Should the sentence imposed by His Honour Judge Huseyin nonetheless have taken account of the indication given by His Honour David Rennie? There are three features of this case which are important. First, the indication was in vague terms and the offender's counsel did not ask the judge to give further detail, nor did he ascertain whether the judge intended to reserve the sentence to himself. Second, the case came on for sentencing later before a different judge. Third, the sentencing judge declined to give effect to the earlier indication. In those circumstances he applied the credit appropriate where a defendant pleads guilty on the first day of the trial.
In our judgment it was unwise for His Honour David Rennie to have given the indication he did. Indications as to the basis on which the defendant will be sentenced if he pleads guilty should be rare. Where they are given, they should be in precise terms. The judge giving the indication should consider carefully whether he or she, or another judge, is likely to be sentencing the defendant. Where the sentence will or may be imposed by another judge the judge giving the indication should be clear that it will not be binding on that judge, though it may be taken into account, and should take steps to ensure that the indication is accurately recorded on the Digital Case System.
Judges giving such an indication or sentencing in a case where one has been given should bear in mind the statutory obligation in section 59(1) of the Sentencing Code to follow any sentencing guideline which is relevant to the offender's case unless the court is satisfied that it would be contrary to the interests of justice to do so. In a case such as the present where the offender has pleaded guilty this includes the Guideline on Reduction in Sentence for a Guilty Plea. That guideline provides that the credit applicable in a case where the defendant pleads guilty on the first day of trial is 10 per cent, unless one of the exceptions applies. The only exception that could in principle apply is F1 which provides as follows:
"Where the sentencing court is satisfied that there were particular circumstances which significantly reduced the defendant's ability to understand what was alleged or otherwise made it unreasonable to expect the defendant to indicate a guilty plea sooner than was done, a reduction of one‑third should still be made.
In considering whether this exception applies, sentencers should distinguish between cases in which it is necessary to receive advice and/or have sight of evidence in order to understand whether the defendant is in fact and law guilty of the offence(s) charged, and cases in which a defendant merely delays guilty plea(s) in order to assess the strength of the prosecution evidence and the prospects of conviction or acquittal."
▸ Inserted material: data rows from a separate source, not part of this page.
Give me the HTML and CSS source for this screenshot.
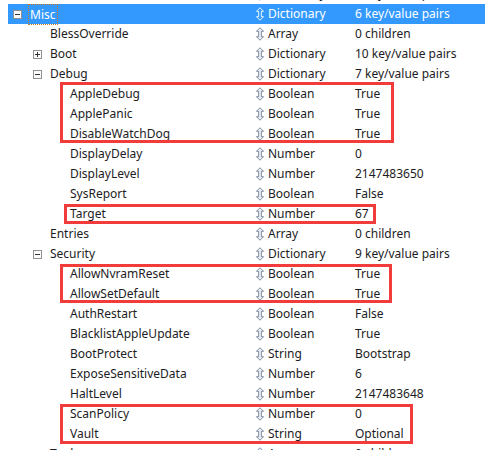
FILE: index.html
```html
<!DOCTYPE html>
<html>
<head>
<meta charset="utf-8">
<link rel="stylesheet" href="styles.css">
</head>
<body>
<div class="tree">
  <div class="row"><div class="name l1">Kernel</div><div class="ic"><svg class="arr" viewBox="0 0 9 15"><path d="M4.5 0.5 L8.5 4.5 L6 4.5 L6 10.5 L8.5 10.5 L4.5 14.5 L0.5 10.5 L3 10.5 L3 4.5 L0.5 4.5 Z"/></svg></div><div class="type">Dictionary</div><div class="val">6 key/value pairs</div></div>
  <div class="row sel"><div class="name l0"><span class="tg minus"></span><span class="focus">Misc</span></div><div class="ic"><svg class="arr" viewBox="0 0 9 15"><path d="M4.5 0.5 L8.5 4.5 L6 4.5 L6 10.5 L8.5 10.5 L4.5 14.5 L0.5 10.5 L3 10.5 L3 4.5 L0.5 4.5 Z"/></svg></div><div class="type">Dictionary</div><div class="val">6 key/value pairs</div></div>
  <div class="row"><div class="name l1">BlessOverride</div><div class="ic"><svg class="arr" viewBox="0 0 9 15"><path d="M4.5 0.5 L8.5 4.5 L6 4.5 L6 10.5 L8.5 10.5 L4.5 14.5 L0.5 10.5 L3 10.5 L3 4.5 L0.5 4.5 Z"/></svg></div><div class="type">Array</div><div class="val">0 children</div></div>
  <div class="row"><div class="name l1"><span class="tg plus"></span>Boot</div><div class="ic"><svg class="arr" viewBox="0 0 9 15"><path d="M4.5 0.5 L8.5 4.5 L6 4.5 L6 10.5 L8.5 10.5 L4.5 14.5 L0.5 10.5 L3 10.5 L3 4.5 L0.5 4.5 Z"/></svg></div><div class="type">Dictionary</div><div class="val">10 key/value pairs</div></div>
  <div class="row"><div class="name l1"><span class="tg minus"></span>Debug</div><div class="ic"><svg class="arr" viewBox="0 0 9 15"><path d="M4.5 0.5 L8.5 4.5 L6 4.5 L6 10.5 L8.5 10.5 L4.5 14.5 L0.5 10.5 L3 10.5 L3 4.5 L0.5 4.5 Z"/></svg></div><div class="type">Dictionary</div><div class="val">7 key/value pairs</div></div>
  <div class="row"><div class="name l2">AppleDebug</div><div class="ic"><svg class="arr" viewBox="0 0 9 15"><path d="M4.5 0.5 L8.5 4.5 L6 4.5 L6 10.5 L8.5 10.5 L4.5 14.5 L0.5 10.5 L3 10.5 L3 4.5 L0.5 4.5 Z"/></svg></div><div class="type">Boolean</div><div class="val">True</div></div>
  <div class="row"><div class="name l2">ApplePanic</div><div class="ic"><svg class="arr" viewBox="0 0 9 15"><path d="M4.5 0.5 L8.5 4.5 L6 4.5 L6 10.5 L8.5 10.5 L4.5 14.5 L0.5 10.5 L3 10.5 L3 4.5 L0.5 4.5 Z"/></svg></div><div class="type">Boolean</div><div class="val">True</div></div>
  <div class="row"><div class="name l2">DisableWatchDog</div><div class="ic"><svg class="arr" viewBox="0 0 9 15"><path d="M4.5 0.5 L8.5 4.5 L6 4.5 L6 10.5 L8.5 10.5 L4.5 14.5 L0.5 10.5 L3 10.5 L3 4.5 L0.5 4.5 Z"/></svg></div><div class="type">Boolean</div><div class="val">True</div></div>
  <div class="row"><div class="name l2">DisplayDelay</div><div class="ic"><svg class="arr" viewBox="0 0 9 15"><path d="M4.5 0.5 L8.5 4.5 L6 4.5 L6 10.5 L8.5 10.5 L4.5 14.5 L0.5 10.5 L3 10.5 L3 4.5 L0.5 4.5 Z"/></svg></div><div class="type">Number</div><div class="val">0</div></div>
  <div class="row"><div class="name l2">DisplayLevel</div><div class="ic"><svg class="arr" viewBox="0 0 9 15"><path d="M4.5 0.5 L8.5 4.5 L6 4.5 L6 10.5 L8.5 10.5 L4.5 14.5 L0.5 10.5 L3 10.5 L3 4.5 L0.5 4.5 Z"/></svg></div><div class="type">Number</div><div class="val">2147483650</div></div>
  <div class="row"><div class="name l2">SysReport</div><div class="ic"><svg class="arr" viewBox="0 0 9 15"><path d="M4.5 0.5 L8.5 4.5 L6 4.5 L6 10.5 L8.5 10.5 L4.5 14.5 L0.5 10.5 L3 10.5 L3 4.5 L0.5 4.5 Z"/></svg></div><div class="type">Boolean</div><div class="val">False</div></div>
  <div class="row"><div class="name l2">Target</div><div class="ic"><svg class="arr" viewBox="0 0 9 15"><path d="M4.5 0.5 L8.5 4.5 L6 4.5 L6 10.5 L8.5 10.5 L4.5 14.5 L0.5 10.5 L3 10.5 L3 4.5 L0.5 4.5 Z"/></svg></div><div class="type">Number</div><div class="val">67</div></div>
  <div class="row"><div class="name l1">Entries</div><div class="ic"><svg class="arr" viewBox="0 0 9 15"><path d="M4.5 0.5 L8.5 4.5 L6 4.5 L6 10.5 L8.5 10.5 L4.5 14.5 L0.5 10.5 L3 10.5 L3 4.5 L0.5 4.5 Z"/></svg></div><div class="type">Array</div><div class="val">0 children</div></div>
  <div class="row"><div class="name l1"><span class="tg minus"></span>Security</div><div class="ic"><svg class="arr" viewBox="0 0 9 15"><path d="M4.5 0.5 L8.5 4.5 L6 4.5 L6 10.5 L8.5 10.5 L4.5 14.5 L0.5 10.5 L3 10.5 L3 4.5 L0.5 4.5 Z"/></svg></div><div class="type">Dictionary</div><div class="val">9 key/value pairs</div></div>
  <div class="row"><div class="name l2">AllowNvramReset</div><div class="ic"><svg class="arr" viewBox="0 0 9 15"><path d="M4.5 0.5 L8.5 4.5 L6 4.5 L6 10.5 L8.5 10.5 L4.5 14.5 L0.5 10.5 L3 10.5 L3 4.5 L0.5 4.5 Z"/></svg></div><div class="type">Boolean</div><div class="val">True</div></div>
  <div class="row"><div class="name l2">AllowSetDefault</div><div class="ic"><svg class="arr" viewBox="0 0 9 15"><path d="M4.5 0.5 L8.5 4.5 L6 4.5 L6 10.5 L8.5 10.5 L4.5 14.5 L0.5 10.5 L3 10.5 L3 4.5 L0.5 4.5 Z"/></svg></div><div class="type">Boolean</div><div class="val">True</div></div>
  <div class="row"><div class="name l2">AuthRestart</div><div class="ic"><svg class="arr" viewBox="0 0 9 15"><path d="M4.5 0.5 L8.5 4.5 L6 4.5 L6 10.5 L8.5 10.5 L4.5 14.5 L0.5 10.5 L3 10.5 L3 4.5 L0.5 4.5 Z"/></svg></div><div class="type">Boolean</div><div class="val">False</div></div>
  <div class="row"><div class="name l2">BlacklistAppleUpdate</div><div class="ic"><svg class="arr" viewBox="0 0 9 15"><path d="M4.5 0.5 L8.5 4.5 L6 4.5 L6 10.5 L8.5 10.5 L4.5 14.5 L0.5 10.5 L3 10.5 L3 4.5 L0.5 4.5 Z"/></svg></div><div class="type">Boolean</div><div class="val">True</div></div>
  <div class="row"><div class="name l2">BootProtect</div><div class="ic"><svg class="arr" viewBox="0 0 9 15"><path d="M4.5 0.5 L8.5 4.5 L6 4.5 L6 10.5 L8.5 10.5 L4.5 14.5 L0.5 10.5 L3 10.5 L3 4.5 L0.5 4.5 Z"/></svg></div><div class="type">String</div><div class="val">Bootstrap</div></div>
  <div class="row"><div class="name l2">ExposeSensitiveData</div><div class="ic"><svg class="arr" viewBox="0 0 9 15"><path d="M4.5 0.5 L8.5 4.5 L6 4.5 L6 10.5 L8.5 10.5 L4.5 14.5 L0.5 10.5 L3 10.5 L3 4.5 L0.5 4.5 Z"/></svg></div><div class="type">Number</div><div class="val">6</div></div>
  <div class="row"><div class="name l2">HaltLevel</div><div class="ic"><svg class="arr" viewBox="0 0 9 15"><path d="M4.5 0.5 L8.5 4.5 L6 4.5 L6 10.5 L8.5 10.5 L4.5 14.5 L0.5 10.5 L3 10.5 L3 4.5 L0.5 4.5 Z"/></svg></div><div class="type">Number</div><div class="val">2147483648</div></div>
  <div class="row"><div class="name l2">ScanPolicy</div><div class="ic"><svg class="arr" viewBox="0 0 9 15"><path d="M4.5 0.5 L8.5 4.5 L6 4.5 L6 10.5 L8.5 10.5 L4.5 14.5 L0.5 10.5 L3 10.5 L3 4.5 L0.5 4.5 Z"/></svg></div><div class="type">Number</div><div class="val">0</div></div>
  <div class="row"><div class="name l2">Vault</div><div class="ic"><svg class="arr" viewBox="0 0 9 15"><path d="M4.5 0.5 L8.5 4.5 L6 4.5 L6 10.5 L8.5 10.5 L4.5 14.5 L0.5 10.5 L3 10.5 L3 4.5 L0.5 4.5 Z"/></svg></div><div class="type">String</div><div class="val">Optional</div></div>
  <div class="row"><div class="name l1">Tools</div><div class="ic"><svg class="arr" viewBox="0 0 9 15"><path d="M4.5 0.5 L8.5 4.5 L6 4.5 L6 10.5 L8.5 10.5 L4.5 14.5 L0.5 10.5 L3 10.5 L3 4.5 L0.5 4.5 Z"/></svg></div><div class="type">Array</div><div class="val">0 children</div></div>

  <div class="mark m1"></div>
  <div class="mark m2"></div>
  <div class="mark m3"></div>
  <div class="mark m4"></div>
</div>
</body>
</html>
```
FILE: styles.css
```css
html, body {
  margin: 0;
  padding: 0;
  background: #ffffff;
  overflow: hidden;
}
body {
  width: 485px;
  height: 450px;
}
.tree {
  position: relative;
  margin-top: -16px;
  font-family: "Noto Sans", "Open Sans", sans-serif;
  font-size: 12px;
  color: #1c1c24;
}
.row {
  display: grid;
  grid-template-columns: 255px 13px 87px 1fr;
  height: 20px;
  line-height: 20px;
  white-space: nowrap;
}
.row.sel {
  background: #3399ff;
  color: #ffffff;
  margin-left: 8px;
  grid-template-columns: 247px 13px 87px 1fr;
}
.name {
  display: flex;
  align-items: center;
}
.name.l0 { padding-left: 5px; }
.row.sel .name.l0 { padding-left: 5px; }
.name.l1 { padding-left: 50px; }
.name.l2 { padding-left: 70px; }
.name.l1 .tg { margin-left: -17px; margin-right: 8px; }
.name.l0 .tg { margin-right: 7px; }
.tg {
  position: relative;
  box-sizing: border-box;
  width: 9px;
  height: 9px;
  border: 1px solid #919191;
  background: #fcfcfc;
  flex: none;
}
.tg::before {
  content: "";
  position: absolute;
  left: 1px;
  top: 3px;
  width: 5px;
  height: 1px;
  background: #333;
}
.tg.plus::after {
  content: "";
  position: absolute;
  left: 3px;
  top: 1px;
  width: 1px;
  height: 5px;
  background: #333;
}
.focus {
  outline: 1px dotted #d07a20;
  outline-offset: 0;
  padding: 0 1px;
  line-height: 19px;
}
.ic {
  display: flex;
  align-items: center;
  padding-left: 1px;
}
.arr {
  width: 8px;
  height: 14px;
}
.arr path {
  fill: #eef2f8;
  stroke: #6f7d92;
  stroke-width: 1;
}
.row.sel .arr path {
  fill: #3399ff;
  stroke: #ffffff;
}
.mark {
  position: absolute;
  box-sizing: border-box;
  border: 3px solid #f23b3b;
}
.m1 { left: 60px; top: 98px; width: 334px; height: 61px; }
.m2 { left: 64px; top: 220px; width: 312px; height: 20px; }
.m3 { left: 60px; top: 280px; width: 332px; height: 39px; }
.m4 { left: 60px; top: 420px; width: 353px; height: 40px; }
```
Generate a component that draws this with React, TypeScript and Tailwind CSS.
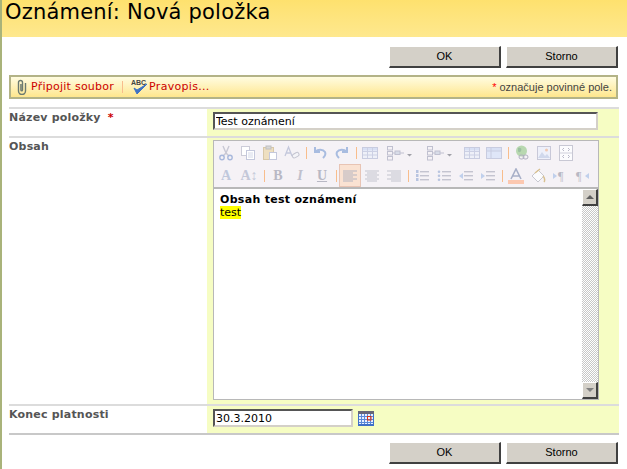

In this case the material that had been served late had already been served in summary, though not in admissible form. This was therefore a case where the appellant had delayed his plea, not in order to understand whether he was guilty (he knew very well that he was guilty) but to assess the strength of the prosecution case. It did not therefore fall within exception F1. We do not consider that the vague indication given by His Honour David Rennie could have engendered any legitimate expectation that a particular discount would be applied, particularly in circumstances where, as the applicant and his counsel both knew, the sentencing hearing had not been reserved to any particular judge.
The judge said at the start of his sentencing remarks that the applicant would be entitled to 10 per cent credit for his guilty plea on the first day of the trial. On a proper application of the guideline he was right. We therefore refuse leave to appeal.